La Porte latine a mis en ligne le sermon de l’abbé de Cacqueray, supérieur du district de France de la Fraternité Saint Pie X, dimanche à Saint-Nicolas du Chardonnet. Il s’agissait bien sûr de la levée (et non du retrait, comme indiqué en sous-titre) des excommunications. L’abbé de Cacqueray évoque trois domaines dans lesquels le concile Vatican II s’oppose selon lui à la Tradition, et qui doivent donc être au cœur des discussions avec Rome. Le problème est qu’il caricature tellement l’enseignement de Vatican II qu’on ne voit guère comment il est possible de discuter sur de telles bases.
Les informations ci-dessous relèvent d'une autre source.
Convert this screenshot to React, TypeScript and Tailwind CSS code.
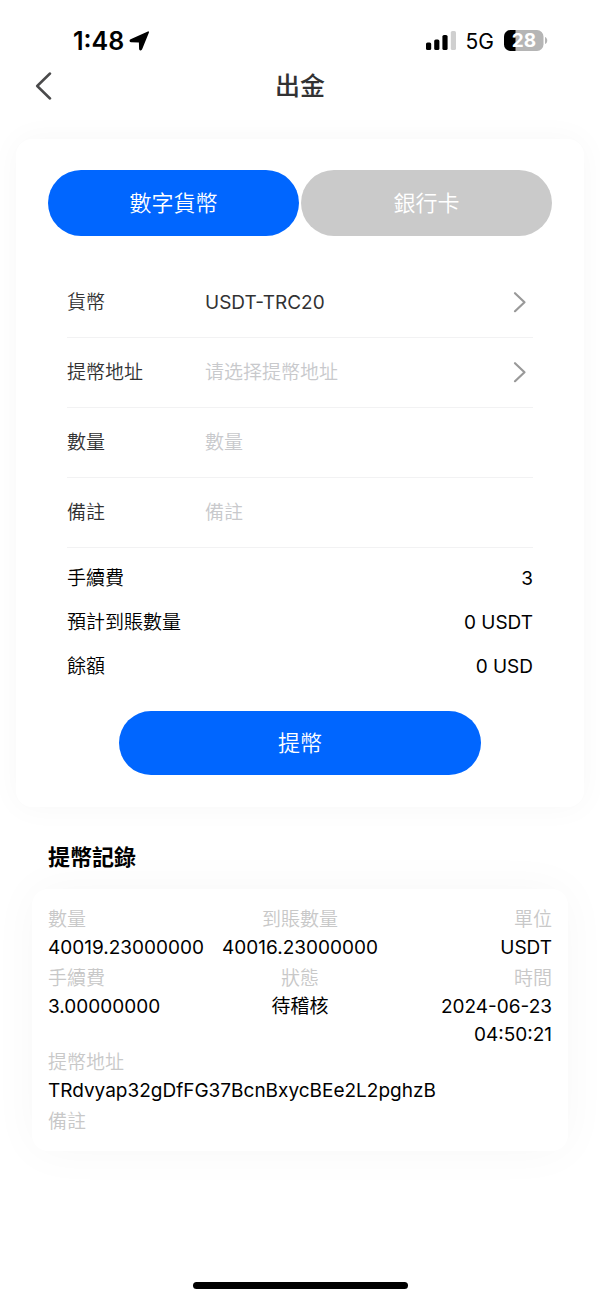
import { useState, type ReactNode } from "react";

function StatusBar() {
  return (
    <div className="flex h-[60px] items-center justify-between pt-[22px] pr-[52px] pl-[73px] font-normal text-black">
      <div className="flex items-center gap-[5px]">
        <span className="text-[25px] leading-8 font-semibold">1:48</span>
        <svg className="h-5 w-[22px]" viewBox="0 0 22 20" fill="currentColor" stroke="currentColor" strokeWidth="1.6" strokeLinejoin="round" aria-hidden="true">
          <path d="M19.2 1.2L12.4 18C12 19 10.9 18.8 10.9 17.8L10.7 11.6C10.7 10.9 10.4 10.6 9.7 10.6L2.2 10.5C1.2 10.4 1 9.3 1.9 8.9Z" />
        </svg>
      </div>
      <div className="flex items-center">
        <svg className="h-5 w-[30px]" viewBox="0 0 30 20" aria-hidden="true">
          <rect x="0" y="11.5" width="5.2" height="7.5" rx="1.6" />
          <rect x="8.2" y="8.5" width="5.2" height="10.5" rx="1.6" />
          <rect x="16.4" y="4" width="5.2" height="15" rx="1.6" />
          <rect x="24.8" y="0" width="5.2" height="19" rx="1.6" fill="#cfcfcf" />
        </svg>
        <span className="ml-[10px] pt-[2px] text-[21px] leading-7">5G</span>
        <svg className="ml-[10px] h-[22px] w-11" viewBox="0 0 44 22" aria-hidden="true">
          <clipPath id="battery">
            <rect x="0" y="0" width="39.5" height="21" rx="6.5" />
          </clipPath>
          <g clipPath="url(#battery)">
            <rect width="40" height="22" fill="#b5b5b5" />
            <rect width="11.5" height="22" fill="#000" />
          </g>
          <path d="M41 7C44 8 44 13 41 14Z" fill="#b5b5b5" />
          <text x="20" y="17.3" textAnchor="middle" fontSize="19" fontWeight="700" fill="#fff">
            28
          </text>
        </svg>
      </div>
    </div>
  );
}

function Chevron() {
  return (
    <svg className="pointer-events-none mr-[6px] h-6 w-4 shrink-0" viewBox="0 0 16 24" fill="none" stroke="#999" strokeWidth="2.2" strokeLinecap="round" strokeLinejoin="round" aria-hidden="true">
      <path d="M4 2.2L13.5 11.2L4 20.2" />
    </svg>
  );
}

function Field({ id, label, children }: { id: string; label: string; children: ReactNode }) {
  return (
    <div className="flex h-[70px] items-center border-b border-[#f2f2f3] text-[#323233]">
      <label htmlFor={id} className="w-[138px] shrink-0">
        {label}
      </label>
      {children}
    </div>
  );
}

function Summary({ label, value }: { label: string; value: string }) {
  return (
    <div className="flex h-11 items-center justify-between">
      <dt>{label}</dt>
      <dd className="font-normal">{value}</dd>
    </div>
  );
}

function Entry({ label, value, className }: { label: string; value?: string; className?: string }) {
  return (
    <div className={className}>
      <dt className="text-[#c8c8c8]">{label}</dt>
      {value && <dd className="font-normal">{value}</dd>}
    </div>
  );
}

const control = "h-12 w-full min-w-0 flex-1 appearance-none bg-transparent outline-none placeholder:text-[#c8c9cc]";

export default function App() {
  const [tab, setTab] = useState("crypto");
  const [address, setAddress] = useState("");
  const tabs = [
    { id: "crypto", name: "數字貨幣" },
    { id: "bank", name: "銀行卡" },
  ];

  return (
    <div lang="zh-Hant" className="flex min-h-screen flex-col bg-white font-['Inter','Noto_Sans_CJK_TC',sans-serif] text-[19px] leading-7 font-[350] text-black">
      <StatusBar />
      <header className="grid h-[52px] grid-cols-[1fr_auto_1fr] items-center px-[34px]">
        <button type="button" aria-label="返回" className="w-5">
          <svg className="h-7 w-5" viewBox="0 0 20 28" fill="none" stroke="#4a4a4b" strokeWidth="2.5" strokeLinecap="round" strokeLinejoin="round" aria-hidden="true">
            <path d="M16 1.5L3.2 14L16 26.5" />
          </svg>
        </button>
        <h1 className="text-[25px] leading-9 font-medium text-[#323233]">出金</h1>
      </header>

      <main className="flex-1">
        <section className="mx-4 mt-[27px] rounded-2xl bg-white px-8 pt-[31px] pb-8 shadow-[0_0_32px_rgba(0,0,0,0.035)]">
          <div className="grid grid-cols-2 gap-[2px] text-[22px]">
            {tabs.map((t) => (
              <button
                key={t.id}
                type="button"
                aria-pressed={tab === t.id}
                onClick={() => setTab(t.id)}
                className={`h-[66px] rounded-full text-white ${tab === t.id ? "bg-[#0066ff]" : "bg-[#cacaca]"}`}
              >
                {t.name}
              </button>
            ))}
          </div>

          <form className="px-[19px] pt-8" onSubmit={(e) => e.preventDefault()}>
            <Field id="currency" label="貨幣">
              <select id="currency" className={`${control} font-normal`}>
                <option>USDT-TRC20</option>
              </select>
              <Chevron />
            </Field>
            <Field id="address" label="提幣地址">
              <select
                id="address"
                value={address}
                onChange={(e) => setAddress(e.target.value)}
                className={`${control} text-[#c8c9cc]`}
              >
                <option value="">请选择提幣地址</option>
              </select>
              <Chevron />
            </Field>
            <Field id="amount" label="數量">
              <input id="amount" inputMode="decimal" placeholder="數量" className={control} />
            </Field>
            <Field id="remark" label="備註">
              <input id="remark" placeholder="備註" className={control} />
            </Field>

            <dl className="pt-[9px]">
              <Summary label="手續費" value="3" />
              <Summary label="預計到賬數量" value="0 USDT" />
              <Summary label="餘額" value="0 USD" />
            </dl>

            <div className="mt-[22px] px-[52px]">
              <button type="submit" className="h-16 w-full rounded-full bg-[#0066ff] text-[22px] text-white">
                提幣
              </button>
            </div>
          </form>
        </section>

        <section className="mt-8 px-8">
          <h2 className="px-4 text-[22px] leading-9 font-bold">提幣記錄</h2>
          <dl className="mt-[14px] grid grid-cols-3 rounded-2xl bg-white px-4 pt-[17px] pb-[15px] shadow-[0_0_48px_rgba(0,0,0,0.035)]">
            <Entry label="數量" value="40019.23000000" />
            <Entry label="到賬數量" value="40016.23000000" className="text-center" />
            <Entry label="單位" value="USDT" className="text-right" />
            <Entry label="手續費" value="3.00000000" className="mt-[3px]" />
            <Entry label="狀態" value="待稽核" className="mt-[3px] text-center" />
            <Entry label="時間" value="2024-06-23 04:50:21" className="mt-[3px] text-right" />
            <Entry label="提幣地址" value="TRdvyap32gDfFG37BcnBxycBEe2L2pghzB" className="col-span-3" />
            <Entry label="備註" className="col-span-3 mt-[3px]" />
          </dl>
        </section>
      </main>

      <div className="flex justify-center pb-[11px]">
        <div className="h-[7px] w-[215px] rounded-full bg-black" />
      </div>
    </div>
  );
}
Le « premier domaine » est celui qui concerne la reconnaissance par les chefs d’Etat de la souveraineté du Christ sur la société. Certes Vatican II marque une évolution sur ce plan, mais au lieu de donner, et de critiquer s’il le veut, les raisons de cette évolution, il assène : « Le Concile a prôné la séparation de l’Eglise et l’Etat et la complète neutralité de l’Etat dans le domaine religieux. » Or les mots séparation et neutralité ne figurent pas dans les textes du concile.

Le « deuxième domaine », c’est la façon dont le concile parle des autres religions : « Il a considéré qu’elles pouvaient être d’autres voies de salut pour les hommes », ce qui a « cassé » l’effort et même la vocation missionnaire. Or il n’y a aucune phrase qui dise cela dans les textes du concile. C’est contraire aux tout premiers mots de ces textes (Lumen gentium cum sit Christus), et à ce que dit Nostra aetate : si les autres religions contiennent « un rayon de la vérité », l’Eglise « est tenue d’annoncer sans cesse le Christ qui est la voie, la vérité et la vie ». Ce qui est souligné dès Lumen Gentium (17), Et il y a un texte entier, de 60 pages (Ad gentes) sur la nécessité de l’activité missionnaire qui commence ainsi : « Envoyée par Dieu aux païens (…), l’Eglise, en vertu des exigences intimes de sa propre catholicité et obéissant au commandement de son Fondateur, est tendue de tout son effort vers la prédication de l’Evangile à tous les hommes. »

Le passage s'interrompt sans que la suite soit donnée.